Hundreds of angry Kenyans demonstrated in the streets of the capital Tuesday, outraged by legislators' recent decision to award themselves $110,000 each in a special pay package amid a struggling national economy and government pay demands from public workers.
It has been less than a week since lawmakers granted themselves a sum of more than $24 million and unanimously endorsed a proposal to levy a 10-percent tax on mobile money transfer services to fund it, which means Kenyans will have to foot the bill.
According to The Associated Press, the country's 222 legislators are each paid about $120,000 annually, "one of the highest pay packages in the world when compared to what the lawmakers' constituents make — around $5 a day for the average Kenyan."
Groups of chanting protesters decried members of parliament for burdening ordinary Kenyans by taxing services they rely on.

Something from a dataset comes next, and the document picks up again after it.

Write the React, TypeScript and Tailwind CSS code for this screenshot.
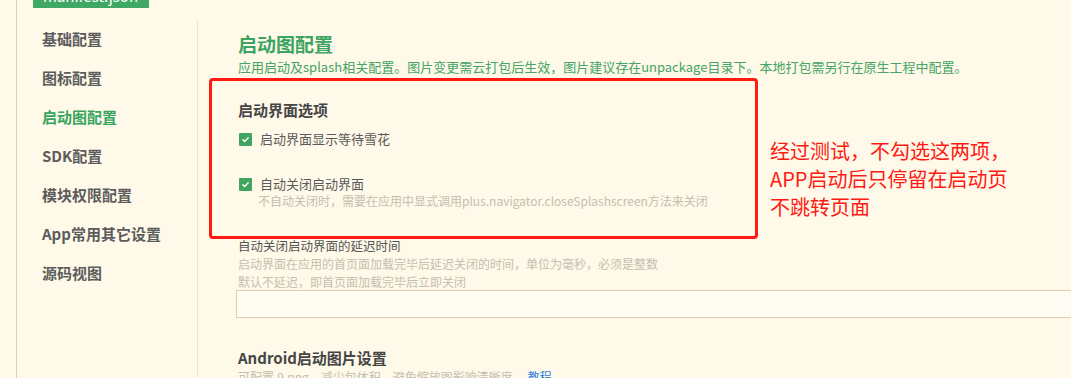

"We’ve really set a precedent in disproving the notion that Kenyans are pathetic," said Muthoni Maingi, an entrepreneur who helped to organize the demonstration. "Kenyans from all walks of life are completely together in solidarity with the fact that we cannot allow our MPs to impose policies on us that only benefit them.
"It’s about time they pay doctors, teachers, nurses — [that they] did better by us," she added. "In terms of institutions, our children go to school without libraries."
Last month Kenya faced a wave of strikes by public workers demanding pay raises.
Kenyan blogger Robert Alai, who also led Tuesday's protest, said no workers decide how much they should get paid, and that members of parliament should be no different.
“How many of Kenyan workers, the public servants, civil servants, get to decide on how much [they] want to be paid?" he said. "The MPs decide that 'today I am going to get away with 9 million after working for five years.' How many of Kenyans get to away after five years? They got to go home with a bonus of 10 million.
“The middle class Kenyans, the working class Kenyans, the Kenyans of social media — we’ve never got a way to voice our concerns about the MPs," he added, describing the protest as unprecedented. "The MPs have to hear this."
The amended bill to tax mobile services to cover the legislators' bonus has been submitted to Kenya's attorney general and is awaiting the president’s signature.
President Mwai Kibaki, who has not indicated whether he will sign the bill, left the country on Monday to attend two days of talks with his Ugandan counterpart.